[START Supplied data]
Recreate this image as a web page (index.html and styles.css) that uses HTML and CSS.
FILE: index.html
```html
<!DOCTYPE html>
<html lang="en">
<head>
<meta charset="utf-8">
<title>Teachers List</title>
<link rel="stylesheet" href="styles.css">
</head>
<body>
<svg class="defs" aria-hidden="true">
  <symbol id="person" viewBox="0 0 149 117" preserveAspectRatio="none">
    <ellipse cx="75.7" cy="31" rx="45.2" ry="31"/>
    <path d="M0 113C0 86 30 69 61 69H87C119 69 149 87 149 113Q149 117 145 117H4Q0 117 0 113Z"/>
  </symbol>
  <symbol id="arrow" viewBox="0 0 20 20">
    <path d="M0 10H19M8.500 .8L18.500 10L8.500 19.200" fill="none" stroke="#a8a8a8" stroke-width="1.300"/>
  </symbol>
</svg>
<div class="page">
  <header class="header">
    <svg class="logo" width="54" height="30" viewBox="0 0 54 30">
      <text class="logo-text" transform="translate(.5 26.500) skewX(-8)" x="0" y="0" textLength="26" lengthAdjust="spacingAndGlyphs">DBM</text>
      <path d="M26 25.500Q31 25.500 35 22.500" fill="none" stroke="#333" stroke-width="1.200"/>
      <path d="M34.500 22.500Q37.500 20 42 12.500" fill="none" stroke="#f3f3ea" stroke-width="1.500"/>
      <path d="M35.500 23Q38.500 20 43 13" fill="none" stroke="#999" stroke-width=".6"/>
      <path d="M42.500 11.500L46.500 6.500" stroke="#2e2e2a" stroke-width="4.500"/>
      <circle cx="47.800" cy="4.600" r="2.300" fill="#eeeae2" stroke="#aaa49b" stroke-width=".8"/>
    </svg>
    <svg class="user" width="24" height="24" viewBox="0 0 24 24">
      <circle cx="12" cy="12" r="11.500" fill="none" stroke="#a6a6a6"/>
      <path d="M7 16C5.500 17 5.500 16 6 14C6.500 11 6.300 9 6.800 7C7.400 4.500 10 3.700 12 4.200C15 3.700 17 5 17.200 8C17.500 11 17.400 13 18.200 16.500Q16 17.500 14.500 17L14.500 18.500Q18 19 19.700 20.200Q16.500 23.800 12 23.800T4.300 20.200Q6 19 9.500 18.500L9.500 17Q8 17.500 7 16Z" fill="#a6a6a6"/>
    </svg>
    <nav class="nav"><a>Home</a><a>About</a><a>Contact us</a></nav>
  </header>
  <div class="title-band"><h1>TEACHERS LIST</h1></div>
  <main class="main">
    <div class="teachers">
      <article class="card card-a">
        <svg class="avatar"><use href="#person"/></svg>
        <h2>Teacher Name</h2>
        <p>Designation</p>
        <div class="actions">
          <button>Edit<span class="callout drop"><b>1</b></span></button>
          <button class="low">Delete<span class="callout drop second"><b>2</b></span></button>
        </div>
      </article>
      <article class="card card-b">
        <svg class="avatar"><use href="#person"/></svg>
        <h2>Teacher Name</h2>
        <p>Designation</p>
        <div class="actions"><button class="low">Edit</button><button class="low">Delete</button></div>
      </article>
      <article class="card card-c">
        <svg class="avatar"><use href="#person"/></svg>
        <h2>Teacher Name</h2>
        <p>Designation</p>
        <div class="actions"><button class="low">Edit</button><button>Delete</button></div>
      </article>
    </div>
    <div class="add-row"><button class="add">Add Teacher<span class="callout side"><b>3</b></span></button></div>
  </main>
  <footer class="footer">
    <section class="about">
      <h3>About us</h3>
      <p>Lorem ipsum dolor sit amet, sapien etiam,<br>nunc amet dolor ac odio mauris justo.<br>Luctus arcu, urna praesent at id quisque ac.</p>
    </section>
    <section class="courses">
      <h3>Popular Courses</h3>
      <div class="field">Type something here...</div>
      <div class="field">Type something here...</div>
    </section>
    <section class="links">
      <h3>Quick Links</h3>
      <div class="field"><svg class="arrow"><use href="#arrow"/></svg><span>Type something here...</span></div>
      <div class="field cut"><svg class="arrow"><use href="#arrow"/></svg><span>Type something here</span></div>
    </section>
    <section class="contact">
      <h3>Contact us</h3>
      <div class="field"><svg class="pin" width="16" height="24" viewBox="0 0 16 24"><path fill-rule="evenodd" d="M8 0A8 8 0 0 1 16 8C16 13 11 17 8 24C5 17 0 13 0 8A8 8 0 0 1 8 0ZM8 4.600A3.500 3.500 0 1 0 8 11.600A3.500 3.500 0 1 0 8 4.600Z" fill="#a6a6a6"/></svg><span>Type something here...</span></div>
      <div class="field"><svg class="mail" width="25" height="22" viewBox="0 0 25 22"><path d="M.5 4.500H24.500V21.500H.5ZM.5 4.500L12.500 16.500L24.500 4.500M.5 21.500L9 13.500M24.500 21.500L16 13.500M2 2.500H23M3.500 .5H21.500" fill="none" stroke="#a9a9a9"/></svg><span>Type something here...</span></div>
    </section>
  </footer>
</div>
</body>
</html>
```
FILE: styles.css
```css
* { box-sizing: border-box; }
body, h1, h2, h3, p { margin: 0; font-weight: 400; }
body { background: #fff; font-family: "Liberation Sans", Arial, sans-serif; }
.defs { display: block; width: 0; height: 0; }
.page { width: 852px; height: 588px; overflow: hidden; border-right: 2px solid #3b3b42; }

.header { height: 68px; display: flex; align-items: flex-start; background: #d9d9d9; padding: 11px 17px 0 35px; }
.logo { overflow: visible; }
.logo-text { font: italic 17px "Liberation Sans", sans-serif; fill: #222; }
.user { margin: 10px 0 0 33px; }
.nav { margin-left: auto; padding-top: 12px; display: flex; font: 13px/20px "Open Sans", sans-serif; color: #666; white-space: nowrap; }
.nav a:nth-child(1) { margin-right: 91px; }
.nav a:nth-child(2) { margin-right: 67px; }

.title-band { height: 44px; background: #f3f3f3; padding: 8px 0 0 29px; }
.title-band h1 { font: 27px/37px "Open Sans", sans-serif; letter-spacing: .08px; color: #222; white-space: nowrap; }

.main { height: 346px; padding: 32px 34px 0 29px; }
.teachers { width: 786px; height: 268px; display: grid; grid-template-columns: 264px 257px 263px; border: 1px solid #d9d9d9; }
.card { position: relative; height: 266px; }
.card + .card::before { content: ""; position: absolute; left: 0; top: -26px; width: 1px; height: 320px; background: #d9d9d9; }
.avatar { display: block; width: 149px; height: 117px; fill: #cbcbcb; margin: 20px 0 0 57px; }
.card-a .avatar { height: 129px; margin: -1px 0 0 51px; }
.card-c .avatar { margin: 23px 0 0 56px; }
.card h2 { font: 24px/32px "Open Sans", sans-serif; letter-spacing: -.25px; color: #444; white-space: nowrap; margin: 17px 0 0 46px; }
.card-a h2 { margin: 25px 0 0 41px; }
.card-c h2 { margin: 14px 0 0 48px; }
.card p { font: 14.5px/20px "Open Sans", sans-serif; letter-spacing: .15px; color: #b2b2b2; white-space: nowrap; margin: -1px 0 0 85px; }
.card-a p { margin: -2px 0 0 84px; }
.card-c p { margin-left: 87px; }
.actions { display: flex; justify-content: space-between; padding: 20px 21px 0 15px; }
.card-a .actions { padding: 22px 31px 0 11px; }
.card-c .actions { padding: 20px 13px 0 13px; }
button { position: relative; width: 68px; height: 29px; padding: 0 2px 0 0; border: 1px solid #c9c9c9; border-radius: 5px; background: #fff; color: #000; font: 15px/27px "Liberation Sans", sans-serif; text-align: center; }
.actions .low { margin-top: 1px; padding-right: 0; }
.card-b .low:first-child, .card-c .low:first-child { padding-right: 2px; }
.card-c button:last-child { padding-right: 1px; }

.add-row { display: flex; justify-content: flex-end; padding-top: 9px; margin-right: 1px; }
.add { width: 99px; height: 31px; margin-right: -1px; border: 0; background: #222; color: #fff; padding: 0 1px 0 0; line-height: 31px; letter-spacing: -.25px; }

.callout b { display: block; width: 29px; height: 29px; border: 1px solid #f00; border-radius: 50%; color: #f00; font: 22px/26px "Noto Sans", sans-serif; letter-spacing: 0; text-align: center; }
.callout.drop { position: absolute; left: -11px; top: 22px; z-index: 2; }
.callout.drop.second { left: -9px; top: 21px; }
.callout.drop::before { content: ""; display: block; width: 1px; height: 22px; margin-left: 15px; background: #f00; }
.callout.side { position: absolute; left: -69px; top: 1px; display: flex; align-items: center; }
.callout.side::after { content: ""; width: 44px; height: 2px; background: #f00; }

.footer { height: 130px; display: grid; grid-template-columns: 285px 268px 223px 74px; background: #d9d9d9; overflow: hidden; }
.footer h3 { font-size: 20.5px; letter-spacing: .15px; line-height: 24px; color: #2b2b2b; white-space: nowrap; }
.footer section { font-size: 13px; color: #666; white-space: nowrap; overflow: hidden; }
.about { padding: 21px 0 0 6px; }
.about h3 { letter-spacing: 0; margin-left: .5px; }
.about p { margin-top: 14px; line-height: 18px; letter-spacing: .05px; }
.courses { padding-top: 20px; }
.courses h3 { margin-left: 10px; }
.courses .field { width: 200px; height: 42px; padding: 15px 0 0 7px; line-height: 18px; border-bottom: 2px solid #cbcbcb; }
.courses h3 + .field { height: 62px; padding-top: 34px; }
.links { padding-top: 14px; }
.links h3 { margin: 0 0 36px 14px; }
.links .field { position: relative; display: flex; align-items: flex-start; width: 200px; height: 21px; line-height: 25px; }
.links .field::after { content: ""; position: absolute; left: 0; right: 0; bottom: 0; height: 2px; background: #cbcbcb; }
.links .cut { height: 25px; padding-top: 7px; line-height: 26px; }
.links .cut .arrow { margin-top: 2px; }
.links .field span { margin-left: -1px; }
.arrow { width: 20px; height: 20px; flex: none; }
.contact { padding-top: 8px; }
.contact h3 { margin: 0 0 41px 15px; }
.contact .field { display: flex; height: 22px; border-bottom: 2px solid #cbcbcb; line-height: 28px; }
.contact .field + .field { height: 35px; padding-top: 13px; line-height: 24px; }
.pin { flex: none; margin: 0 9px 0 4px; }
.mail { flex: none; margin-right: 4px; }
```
[END Supplied data]
### [The problem]
Copy out all lines where the word "index" appears.

### [Answer]
Recreate this image as a web page (index.html and styles.css) that uses HTML and CSS.
FILE: index.html
.callout.drop { position: absolute; left: -11px; top: 22px; z-index: 2; }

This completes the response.